A work that is precious.  No other work like it which you could be involved in that is like this work.  This is the work of the master today.  Jesus likened it to the harvest field.  The harvest is truly plenteous.  Lift your eyes, see the wheat blowing in the beauty of the sun.  That harvest is mighty.  The labourers are few.  Jesus was speaking then more of a practical harvest.  People were coming out of Samaria and looking to him.  People sidestepped the work of God.  Not many in the fields to work.  The work is so precious.  “Pray ye therefore the Lord of the harvest that he will send forth labourers.”  It is the work of God and he sends forth.  Are you listening?  Whenever you get down before the God of heaven to read the word of God are you listening to what God has to say to you?  That he will send forth?  Maybe he will send you forth today.  The work is so precious.  He oversees it, sends forth the workers.  Acts 16 God looks on the work in Antioch, sees them witnessing.  God comes and gathers the people together “separate unto me Paul and Barnabas for the work I have called them to do.”  It is only God who does the equipping, hiring because it is so precious.  In the Old Testament scriptures Nehemiah was called from the king’s palace to the task of rebuilding the city walls.  Nehemiah said “neither told I any man what God had put in my heart to do at Jerusalem.”  God had only told him and him alone.  Have you been obedient to the heavenly vision?  Has God placed something in your heart?  Mrs Sonia Howell wrote a book entitled “how patterns formed in the weaving.”  One day she was on a visit to a Russian artist sitting before a canvas.  He had an old painting that had hung in a famous cathedral for many years.  He had been given the task to take it back to the original.  As she came into where he was working he would make little brush strokes here and there.  Had to do this one piece at a time and every piece took hours at a time to make sure it was the right piece.  He would step back and look at it.  Perhaps there were times he had to remove what he had done and start again.  Mrs Howell asked him “is not this fearfully dull uninteresting work.”  The artist looked at her and said “this is a work for eternity.”  Are we doing something that will last for eternity?
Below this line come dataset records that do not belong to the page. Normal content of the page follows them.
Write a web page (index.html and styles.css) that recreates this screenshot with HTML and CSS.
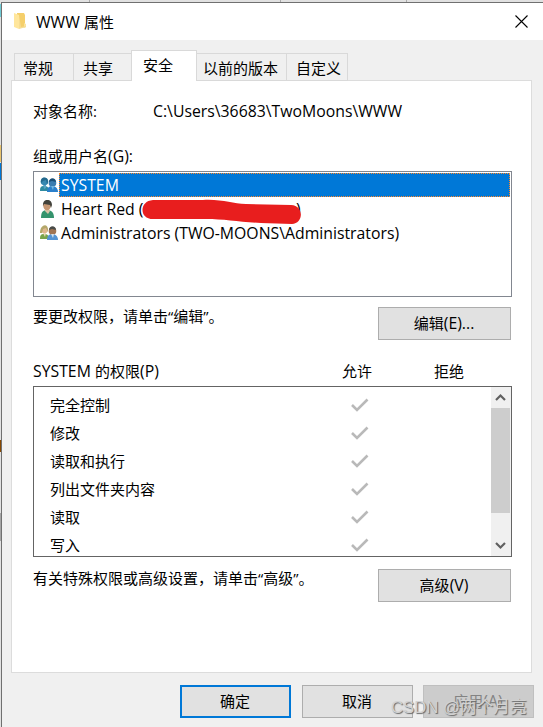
FILE: index.html
```
<!DOCTYPE html>
<html lang="zh-CN">
  <head>
    <meta charset="utf-8">
    <title>WWW 属性</title>
    <link rel="stylesheet" href="styles.css">
  </head>
  <body>
    <div class="dialog">
      <div class="titlebar">
        <svg class="folder" width="14" height="18" viewBox="0 0 14 18">
          <path d="M3 1h7l1 2v9l1 1v2l-7 1-2-1z" fill="#f5cf6b"/>
          <path d="M10 11l2 1v3l-2 1z" fill="#fae39d"/>
          <path d="M0 1l5 2v14l-5-2z" fill="#ffe69c"/>
          <path d="M5 3v14l7-2v-1l-5 1z" fill="#f6dc93"/>
        </svg>
        <span class="title"><span class="latin">WWW </span>属性</span>
        <svg class="close" width="13" height="13" viewBox="0 0 13 13">
          <path d="M.5 .5l12 12M12.5 .5l-12 12" stroke="#000" stroke-width="1.1"/>
        </svg>
      </div>

      <div class="tabs">
        <div class="tab general">常规</div>
        <div class="tab share">共享</div>
        <div class="tab active">安全</div>
        <div class="tab versions">以前的版本</div>
        <div class="tab custom">自定义</div>
      </div>

      <div class="panel">
        <div class="object">
          <span class="object-label">对象名称:</span>
          <span class="latin path">C:\Users\36683\TwoMoons\WWW</span>
        </div>

        <div class="label">组或用户名<span class="latin">(G):</span></div>
        <div class="users">
          <div class="user">
            <svg width="20" height="18" viewBox="0 0 20 18">
              <path d="M1 15c0-4 1-5 4-5s5 1 5 5z" fill="#2f8ba0"/>
              <path d="M8 16c0-4 2-6 5-6s6 2 6 6z" fill="#2b80cb"/>
              <path d="M4 8h3v4l-2 1z" fill="#5ba4c5"/>
              <circle cx="5.500" cy="5.500" r="3.800" fill="#3788b1"/>
              <path d="M2 7c-1-7 7-7 7-1l-1 2-1-4-3 1z" fill="#24698d"/>
              <circle cx="13.500" cy="7" r="3.800" fill="#3a7cb0"/>
              <path d="M10 6c0-5 7-5 7 0l-4-1z" fill="#194e76"/>
              <path d="M12 10h3l-1 4z" fill="#75b9e0"/>
            </svg>
            <span class="name latin selected">SYSTEM</span>
          </div>
          <div class="user">
            <svg width="20" height="18" viewBox="0 0 20 18">
              <path d="M2 18c0-6 2-8 6-8s7 2 7 8z" fill="#35936d"/>
              <path d="M6 9h4l1 2-2 3-3-3z" fill="#d9c3a7"/>
              <ellipse cx="8" cy="5.500" rx="3.800" ry="4.800" fill="#c69773"/>
              <path d="M4 6c-1-8 9-8 9-1l-1 3-1-3-6-1z" fill="#42423b"/>
            </svg>
            <span class="name latin user-name">Heart Red (</span>
            <svg class="redaction" width="160" height="26" viewBox="0 0 160 26">
              <path d="M12 1H62C82 0 91 5 105 5L150 6C164 7 162 25 151 25L120 24C99 23 83 20 65 20H12C-2 20-2 2 12 1z" fill="#e81e1e"/>
            </svg>
            <span class="latin">)</span>
          </div>
          <div class="user">
            <svg width="20" height="18" viewBox="0 0 20 18">
              <path d="M1 15c0-4 1-5 4-5s5 1 5 5z" fill="#78a44b"/>
              <path d="M8 16c0-4 2-6 5-6s6 2 6 6z" fill="#5594d3"/>
              <circle cx="5.500" cy="6" r="3.300" fill="#dfb78d"/>
              <path d="M1 9c0-9 9-11 8-1l-2-4-3 1-1 4z" fill="#b4a76a"/>
              <circle cx="13.500" cy="7" r="3.800" fill="#a17553"/>
              <path d="M10 6c0-5 7-5 7 0l-4-1z" fill="#494b48"/>
              <path d="M4 9h3l-1 4z" fill="#eed7b7"/>
              <path d="M12 10h3l-1 4z" fill="#d4e2ed"/>
            </svg>
            <span class="name latin">Administrators (TWO-MOONS\Administrators)</span>
          </div>
        </div>

        <div class="action">
          <span>要更改权限，请单击“编辑”。</span>
          <div class="button">编辑<span class="latin">(E)...</span></div>
        </div>

        <div class="perm-head">
          <span class="perm-name"><span class="latin">SYSTEM </span>的权限<span class="latin">(P)</span></span>
          <span class="allow">允许</span>
          <span class="deny">拒绝</span>
        </div>
        <div class="perms">
          <div class="perm-list">
            <div class="perm"><span>完全控制</span><svg class="check" width="18" height="14" viewBox="0 0 18 14"><path d="M1 7l5 5L16.500 1.500"/></svg></div>
            <div class="perm"><span>修改</span><svg class="check" width="18" height="14" viewBox="0 0 18 14"><path d="M1 7l5 5L16.500 1.500"/></svg></div>
            <div class="perm"><span>读取和执行</span><svg class="check" width="18" height="14" viewBox="0 0 18 14"><path d="M1 7l5 5L16.500 1.500"/></svg></div>
            <div class="perm"><span>列出文件夹内容</span><svg class="check" width="18" height="14" viewBox="0 0 18 14"><path d="M1 7l5 5L16.500 1.500"/></svg></div>
            <div class="perm"><span>读取</span><svg class="check" width="18" height="14" viewBox="0 0 18 14"><path d="M1 7l5 5L16.500 1.500"/></svg></div>
            <div class="perm"><span>写入</span><svg class="check" width="18" height="14" viewBox="0 0 18 14"><path d="M1 7l5 5L16.500 1.500"/></svg></div>
          </div>
          <div class="scrollbar">
            <svg class="arrow" width="19" height="21" viewBox="0 0 19 21"><path d="M5 13l4.500-4.500 4.500 4.500"/></svg>
            <div class="thumb"></div>
            <svg class="arrow" width="19" height="21" viewBox="0 0 19 21"><path d="M5 8l4.500 4.500 4.500-4.500"/></svg>
          </div>
        </div>

        <div class="action advanced">
          <span>有关特殊权限或高级设置，请单击“高级”。</span>
          <div class="button">高级<span class="latin">(V)</span></div>
        </div>
      </div>

      <div class="footer">
        <div class="button ok">确定</div>
        <div class="button">取消</div>
        <div class="button disabled">应用<span class="latin">(A)</span></div>
      </div>
    </div>
    <div class="watermark">CSDN @两个月亮</div>
  </body>
</html>
```

FILE: styles.css
```
* {
  box-sizing: border-box;
}
body {
  margin: 0;
  height: 727px;
  padding: 2px 0 0 1px;
  overflow: hidden;
  position: relative;
  color: #000;
  font-family: "Open Sans", "Noto Sans CJK SC", sans-serif;
  font-size: 15px;
  line-height: 24px;
  white-space: nowrap;
  background:
    linear-gradient(#aaa, #aaa) 89px 0 / 1px 2px no-repeat,
    linear-gradient(#aaa, #aaa) 280px 0 / 1px 2px no-repeat,
    linear-gradient(#aaa, #aaa) 406px 0 / 1px 2px no-repeat,
    linear-gradient(#6fcbd5, #6fcbd5) 0 4px / 1px 13px no-repeat,
    linear-gradient(#e9c46d, #e9c46d) 0 145px / 1px 17px no-repeat,
    linear-gradient(#0078d7, #0078d7) 0 163px / 1px 17px no-repeat,
    linear-gradient(#874800, #874800) 0 440px / 1px 12px no-repeat,
    linear-gradient(#a5a5a5, #a5a5a5) 0 513px / 1px 28px no-repeat,
    #e1e1e1;
}
.latin {
  font-size: 15.8px;
  line-height: 22px;
  white-space: pre;
}
.dialog {
  height: 725px;
  border-top: 1px solid #707070;
  border-left: 1px solid #707070;
  background: #f0f0f0;
}
.titlebar {
  display: flex;
  align-items: center;
  height: 37px;
  padding: 0 15px 0 12px;
  background: #fff;
}
.folder {
  margin-bottom: 2px;
}
.title {
  flex: 1;
  margin-left: 8px;
}
.tabs {
  display: flex;
  align-items: flex-end;
  height: 41px;
  padding-left: 12px;
}
.tab {
  height: 28px;
  padding-left: 8px;
  line-height: 28px;
  border: 1px solid #d9d9d9;
  border-right: 0;
}
.general {
  width: 59px;
}
.share {
  width: 58px;
  padding-left: 9px;
}
.tab.active {
  z-index: 1;
  width: 66px;
  height: 31px;
  padding-left: 11px;
  background: #fff;
  border-right: 1px solid #d9d9d9;
  border-bottom: 0;
}
.versions {
  width: 89px;
  padding-left: 6px;
  border-left: 0;
}
.custom {
  width: 62px;
  padding-left: 9px;
  border-right: 1px solid #d9d9d9;
}
.panel {
  width: 521px;
  height: 593px;
  margin: -1px 0 0 9px;
  padding: 18px 19px 0 21px;
  background: #fff;
  border: 1px solid #dcdcdc;
}
.object {
  display: flex;
  height: 24px;
}
.object-label {
  width: 120px;
}
.path {
  line-height: 24px;
}
.label {
  height: 24px;
  margin: 21px 0 3px;
}
.users {
  height: 126px;
  padding: 1px;
  border: 1px solid #828790;
}
.user {
  display: flex;
  align-items: center;
  height: 24px;
  padding-left: 4px;
  position: relative;
}
.name {
  padding-left: 2px;
}
.user-name {
  width: 237px;
}
.name.selected {
  flex: 1;
  padding-left: 1px;
  color: #fff;
  background: #0078d7;
  border: 1px dotted #ff8728;
}
.redaction {
  position: absolute;
  left: 106px;
  top: 2px;
}
.action {
  display: flex;
  justify-content: space-between;
  height: 33px;
  margin: 10px 1px 0 0;
  line-height: 18px;
}
.button {
  width: 133px;
  height: 33px;
  padding-right: 1px;
  text-align: center;
  line-height: 30px;
  background: #e1e1e1;
  border: 1px solid #adadad;
}
.perm-head {
  display: flex;
  height: 24px;
  margin-top: 19px;
}
.perm-name {
  width: 309px;
}
.allow {
  width: 92px;
}
.perms {
  display: flex;
  height: 171px;
  margin-top: 3px;
  border: 1px solid #646464;
}
.perm-list {
  flex: 1;
  padding-top: 4px;
  overflow: hidden;
}
.perm {
  display: flex;
  align-items: center;
  height: 28px;
  padding-left: 16px;
}
.perm span {
  width: 301px;
}
.check path {
  fill: none;
  stroke: #b9b9b9;
  stroke-width: 2.6;
}
.scrollbar {
  display: flex;
  flex-direction: column;
  width: 20px;
  background: #f0f0f0;
}
.thumb {
  width: 19px;
  height: 105px;
  margin-bottom: 22px;
  background: #cdcdcd;
}
.arrow path {
  fill: none;
  stroke: #606060;
  stroke-width: 2.2;
}
.advanced {
  margin-top: 12px;
}
.footer {
  display: flex;
  gap: 11px;
  margin: 12px 0 0 178px;
}
.footer .button {
  width: 111px;
}
.footer .ok {
  border: 2px solid #0078d7;
  line-height: 28px;
}
.footer .disabled {
  margin-left: -1px;
  background: #ccc;
  border-color: #bfbfbf;
  color: #838383;
}
.watermark {
  position: absolute;
  left: 391px;
  top: 696px;
  font-family: "Liberation Sans", "Noto Sans CJK SC", sans-serif;
  font-size: 16.7px;
  color: #d2d2d2;
  text-shadow: 1px 1px 1px #666;
}
```
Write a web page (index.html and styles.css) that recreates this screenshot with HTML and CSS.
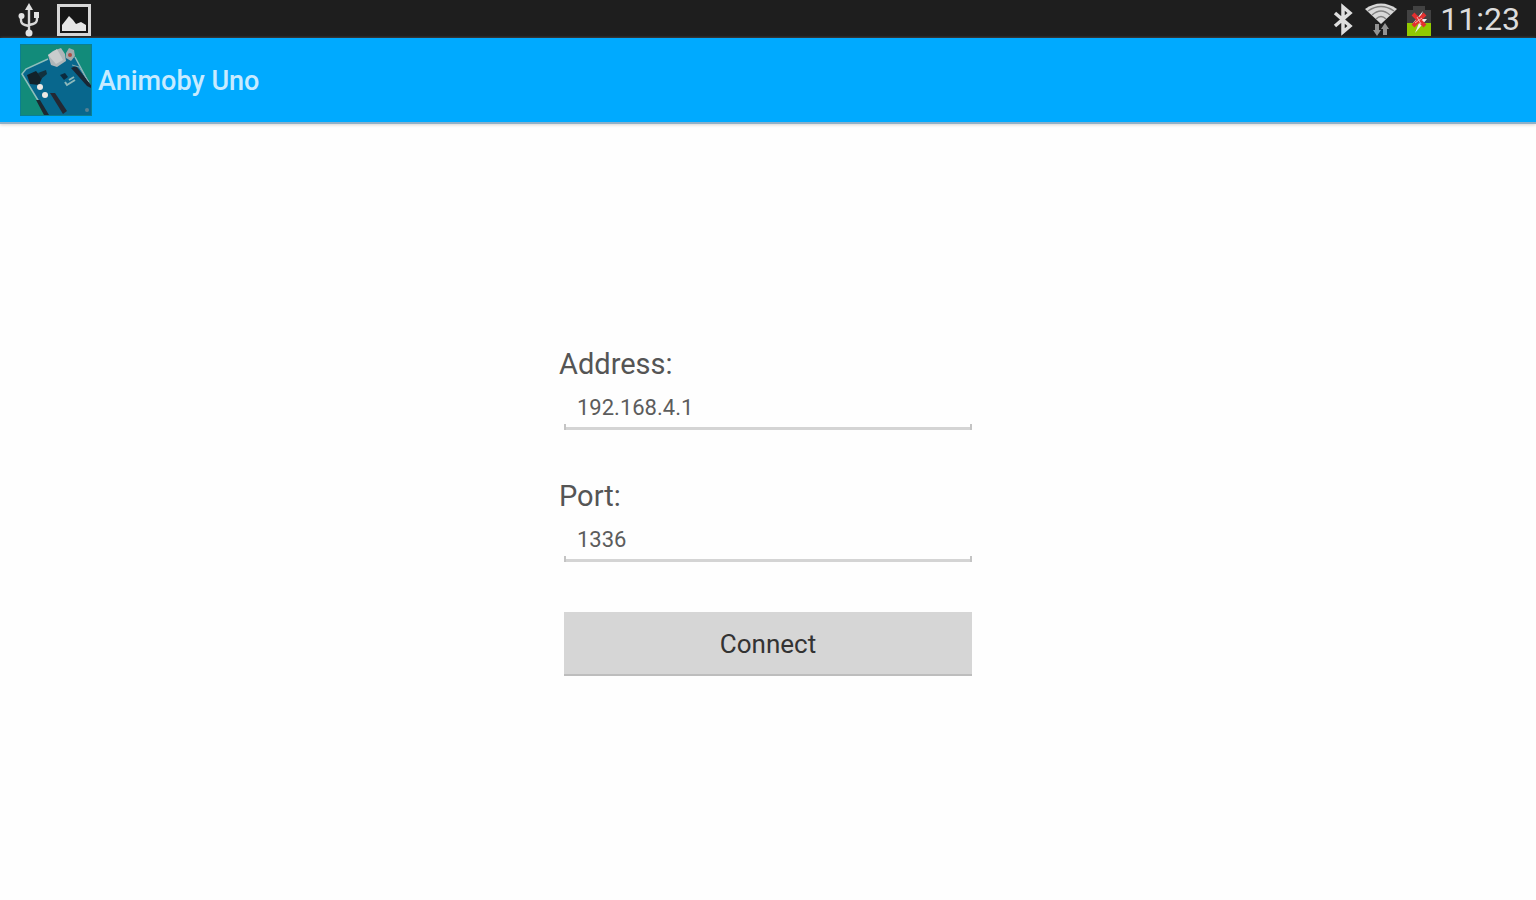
FILE: index.html
```html
<!DOCTYPE html>
<html lang="en">
<head>
<meta charset="utf-8">
<meta name="viewport" content="width=device-width, initial-scale=1">
<title>Animoby Uno</title>
<link rel="stylesheet" href="styles.css">
</head>
<body>
<div class="status-bar">
  <div class="status-group status-left">
    <svg width="22" height="36" viewBox="0 0 22 36" aria-hidden="true">
      <g fill="none" stroke="#d8d8d8" stroke-width="2.4">
        <path d="M11 7V32M3 16v3q0 4 4 5l4 1M19 15v3q0 4-4 5l-4 1"/>
      </g>
      <g fill="#e2e2e2">
        <path d="M11 2l4 7H7z"/><circle cx="3.500" cy="15" r="3"/><path d="M16 11h5v6h-5z"/><circle cx="11" cy="32" r="3.500"/>
      </g>
    </svg>
    <svg width="36" height="36" viewBox="0 0 36 36" aria-hidden="true">
      <rect x="2.500" y="4.500" width="31" height="29" fill="#161616" stroke="#d6d6d6" stroke-width="3"/>
      <path d="M6 30v-6l4-5 3-4 4 4 3 4 5-2 5 3v6z" fill="#e6e6e6"/>
    </svg>
  </div>
  <div class="status-group status-right">
    <svg width="24" height="36" viewBox="0 0 24 36" aria-hidden="true">
      <path d="M3 12L18 25 11 31V6l7 6L3 25" fill="none" stroke="#dedede" stroke-width="3.500"/>
    </svg>
    <svg width="34" height="36" viewBox="0 0 34 36" aria-hidden="true">
      <path d="M1 8Q17-3 33 8L17 23z" fill="#d8d8d8"/>
      <path d="M4 10Q17 1 30 10M8 14Q17 6 26 14M12 18Q17 13 22 18" fill="none" stroke="#808080" stroke-width="1.500"/>
      <path d="M11 23h4v6h2l-4 6-4-6h2zM19 34h4v-6h2l-4-6-4 6h2z" fill="#929292"/>
    </svg>
    <svg width="26" height="36" viewBox="0 0 26 36" aria-hidden="true">
      <path d="M7 5h12v4h6v14H1V9h6z" fill="#424242"/>
      <path d="M1 22h24v13H1z" fill="#91c900"/>
      <path d="M17 10L7 22h6l-4 10 12-14h-7z" fill="#f1eeee"/>
      <path d="M7 13l12 12M19 13L7 25" stroke="#e32f2f" stroke-width="4"/>
      <path d="M11 16l4 7M16 17l-7 5" stroke="#f5b0ad" stroke-width="1"/>
    </svg>
    <time class="clock">11:23</time>
  </div>
</div>
<header class="app-bar">
  <svg class="app-icon" width="72" height="72" viewBox="0 0 72 72" aria-hidden="true">
    <rect width="72" height="72" fill="#128b7a"/>
    <path d="M56 14L72 43V72H28L2 30l4-5 22-10 20-2z" fill="#08678d"/>
    <path d="M27 71L2 30l4-5 22-10M55 13l16 30" fill="none" stroke="#8ebebb" stroke-width="1.500"/>
    <path d="M7 31l9-4 6 7-3 7-9-1z" fill="#12222a"/>
    <path d="M18 29l8-3 1 4-6 5z" fill="#12313e"/>
    <path d="M28 11l5-4 8-3 4 6 1 7-9 6-6-2z" fill="#aeb6b9"/>
    <path d="M28 11l9-6 6 11-7 4z" fill="#c9cccd"/>
    <path d="M46 9l3-5 5 2 1 6-4 5-5-3z" fill="#a0aaad"/>
    <circle cx="50" cy="11" r="2" fill="#a94f43"/>
    <path d="M51 24l5-2 15 19v3l-4-2z" fill="#192735"/>
    <path d="M52 21l7 2 10 15" fill="none" stroke="#84a9af" stroke-width="1"/>
    <path d="M40 31l5-2 3 4-4 3z" fill="#0c2a3e"/>
    <path d="M45 38l2 3 8-5M49 36l5-3" fill="none" stroke="#8cb8bb" stroke-width="2"/>
    <path d="M30 49l5 0 12 18-4 3z" fill="#242833"/>
    <path d="M16 56l4 0 9 15h-5z" fill="#1d2730"/>
    <circle cx="20" cy="43" r="3" fill="#eee9e4"/>
    <circle cx="25" cy="51" r="3" fill="#eee9e4"/>
    <circle cx="67" cy="66" r="2" fill="#568092"/>
    <rect x="0.500" y="0.500" width="71" height="71" fill="none" stroke="#0a7f92" stroke-width="1"/>
  </svg>
  <h1 class="app-title">Animoby Uno</h1>
</header>
<main class="content">
  <form class="connect-form">
    <div class="field">
      <label class="field-label" for="address">Address:</label>
      <input class="field-input" id="address" type="text" value="192.168.4.1">
    </div>
    <div class="field">
      <label class="field-label" for="port">Port:</label>
      <input class="field-input" id="port" type="text" value="1336">
    </div>
    <button class="connect-button" type="button">Connect</button>
  </form>
</main>
</body>
</html>
```
FILE: styles.css
```css
* {
  box-sizing: border-box;
}

body {
  margin: 0;
  min-height: 100vh;
  display: flex;
  flex-direction: column;
  background: #fefefe;
  font-family: Roboto, "Liberation Sans", sans-serif;
}

.status-bar {
  display: flex;
  justify-content: space-between;
  align-items: center;
  height: 38px;
  padding: 0 16px 0 18px;
  background: #1e1e1e;
  border-bottom: 1px solid #10151a;
}

.status-group {
  display: flex;
  align-items: center;
}

.status-left {
  gap: 16px;
}

.status-right {
  gap: 8px;
}

.clock {
  color: #dcdcdc;
  font-size: 32px;
  line-height: 36px;
}

.app-bar {
  display: flex;
  align-items: center;
  gap: 6px;
  height: 86px;
  padding: 0 20px;
  background: #00aaff;
  border-bottom: 2px solid #8eb0c8;
  box-shadow: 0 1px 3px #d8d4d0;
}

.app-title {
  margin: 0;
  padding-top: 2px;
  color: #c8ebff;
  font-size: 27px;
  font-weight: 500;
  line-height: 36px;
}

.content {
  flex: 1;
  display: flex;
  justify-content: center;
  align-items: center;
  padding: 16px 16px 20px;
}

.connect-form {
  display: flex;
  flex-direction: column;
  gap: 46px;
  width: 100%;
  max-width: 420px;
}

.field {
  display: flex;
  flex-direction: column;
}

.field-label {
  padding-left: 1px;
  color: #555;
  font-size: 29px;
  line-height: 40px;
}

.field-input {
  height: 46px;
  margin: 0 6px;
  padding: 0 12px 0 13px;
  border: 0;
  outline: 0;
  background:
    linear-gradient(#c4c4c4, #c4c4c4) left bottom / 2px 6px no-repeat,
    linear-gradient(#c4c4c4, #c4c4c4) right bottom / 2px 6px no-repeat,
    linear-gradient(#d4d4d4, #d4d4d4) left bottom / 100% 3px no-repeat;
  color: #5c5c5c;
  font-family: inherit;
  font-size: 22px;
}

.connect-button {
  height: 64px;
  margin: 4px 6px 0;
  padding: 2px 0 0;
  border: 0;
  border-bottom: 2px solid #bdbdbd;
  background: #d6d6d6;
  color: #333;
  font-family: inherit;
  font-size: 26px;
}
```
It is a personal work.  “Be ye steadfast … ye know your labour”.  Your labour hasn’t been in vain.  This work is personal.  Remember the woman with the 2 mites who went in to the treasury one day?  Think of her earlier in the day before she left for the house of God.  All I have is 2 mites, what good would that be, might as well stay at home.  Then she started to think of all the princes, the governors who would come in before and after her, all so well gifted with riches putting in out of their abundance.  It was her own work.  She was putting in her 2 mites.  That is all she had to give.  The kings and governors wouldn’t even miss what they gave but she was depending on the God of heaven for breakfast the next morning.  Think of the little boy with fishes and loaves “what is that among so many.”  Jesus told the story of a man who left for a far country.  He gave his servants talents to look after while he was gone – the first received 5 the second 2 and the third 1.  The first servant with the five went and doubled it as did the second man but the third man went and hid the talent until his master returned.  The master was angry with this man and told him he expected him to put it to good use but you have done nothing with it.  Perhaps the man with the one talent looked at the other 2 men with the 5 and 2 talents and felt insulted.  He probably thought what was the point in going out to do anything with it.  This is a personal work and we must give our all to it.


It is a work that needs perseverance.  You can get tired in the work but what does the verse say “keep at it”.  The race is not over, the cup is not won, there is a reward to be won.  That is what kept David Livingstone going in his prayers and preaching.  One day the villagers found him slumped over his stool with his hands clasped and head bowed in prayer.  He simply slipped across into the presence of God.  We need to keep at it.  There is a prize one day.  Your work is not in vain.  Noel Grant the evangelist used to talk about not becoming lemonade Christians.  If you took a bottle of lemonade and shook it, it fizzed for a while then settled down.  We need to keep at it day by day praying.  Your work will never be in vain because God is overseeing it.  The word of God will not return unto him vain but will accomplish what he desires.